What are some "mental steps" a developer must take to begin moving from SQL to NO-SQL (CouchDB, FathomDB, MongoDB, etc)? What are some "mental steps" a developer must take to begin moving from SQL to NO-SQL (CouchDB, FathomDB, MongoDB, etc)? mongodb mongodb

What are some "mental steps" a developer must take to begin moving from SQL to NO-SQL (CouchDB, FathomDB, MongoDB, etc)?


Firstly, each NoSQL store is different. So it's not like choosing between Oracle or Sql Server or MySQL. The differences between them can be vast.

For example, with CouchDB you cannot execute ad-hoc queries (dynamic queries if you like). It is very good at online - offline scenarios, and is small enough to run on most devices. It has a RESTful interface, so no drivers, no ADO.NET libraries. To query it you use MapReduce (now this is very common across the NoSQL space, but not ubiquitous) to create views, and these are written in a number of languages, though most of the documentation is for Javascript. CouchDB is also designed to crash, which is to say if something goes wrong, it just restarts the process (the Erlang process, or group of linked processes that is, not the entire CouchDB instance typically).

MongoDB is designed to be highly performant, has drivers, and seems like less of a leap for a lot of people in the .NET world because of this. I believe though that in crash situations it is possible to lose data (it doesn't offer the same level of transactional guarantees around writes that CouchDB does).

Now both of these are document databases, and as such they share in common that their data is unstructured. There are no tables, no defined schema - they are schemaless. They are not like a key-value store though, as they do insist that the data you persist is intelligible to them. With CouchDB this means the use of JSON, and with MongoDB this means the use of BSON.

There are many other differences between MongoDB and CouchDB and these are considered in the NoSQL space to be very close in their design!

Other than document databases, their are network oriented solutions like Neo4J, columnar stores (column oriented rather than row oriented in how they persist data), and many others.

Something which is common across most NoSQL solutions, other than MapReduce, is that they are not relational databases, and that the majority do not make use of SQL style syntax. Typcially querying follows an imperative mode of programming rather than the declarative style of SQL.

Another typically common trait is that absolute consistency, as typically provided by relational databases, is traded for eventual models of consistency.

My advice to anyone looking to use a NoSQL solution would be to first really understand the requirements they have, understand the SLAs (what level of latency is required; how consistent must that latency remain as the solutions scales; what scale of load is anticipated; is the load consistent or will it spike; how consistent does a users view of the data need to be, should they always see their own writes when they query, should their writes be immediately visible to all other users; etc...). Understand that you can't have it all, read up on Brewers CAP theorum, which basically says you can't have absolute consistence, 100% availability, and be partition tolerant (cope when nodes can't communicate). Then look into the various NoSQL solutions and start to eliminate those which are not designed to meet your requirements, understand that the move from a relational database is not trivial and has a cost associated with it (I have found the cost of moving an organisation in that direction, in terms of meetings, discussions, etc... itself is very high, preventing focus on other areas of potential benefit). Most of the time you will not need an ORM (the R part of that equation just went missing), sometimes just binary serialisation may be ok (with something like DB4O for example, or a key-value store), things like the Newtonsoft JSON/BSON library may help out, as may automapper. I do find that working with C#3 theere is a definite cost compared to working with a dynamic language like, say Python. With C#4 this may improve a little with things like the ExpandoObject and Dynamic from the DLR.

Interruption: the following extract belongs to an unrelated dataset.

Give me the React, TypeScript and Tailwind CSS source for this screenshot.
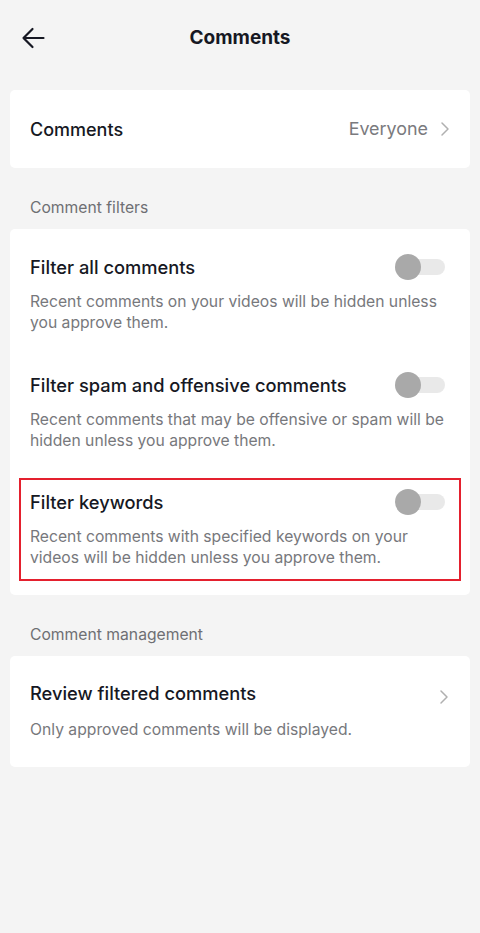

To look at your 3 specific questions, with all it depends on the NoSQL solution you adopt, so no one answer is possible, however with that caveat, in very general terms:

  1. If persisting the object (or aggregate more likely) as a whole, your joins will typically be in code, though you can do some of this through MapReduce.

  2. Again, it depends, but with Couch you would execute a GET over HTTP against either a specific resource, or against a MapReduce view.

  3. Most likely nothing. Just keep an eye-out for the serialisation, deserialisation scenarios. The difficulty I have found comes in how you manage versions of your code. If the property is purely for pushing to an interface (GUI, web service) then it tends to be less of an issue. If the property is a form of internal state which behaviour will rely on, then this can get more tricky.

Hope it helps, good luck!


Just stop thinking about the database.

Think about modeling your domain. Build your objects to solve the problem at hand following good patterns and practices and don't worry about persistence.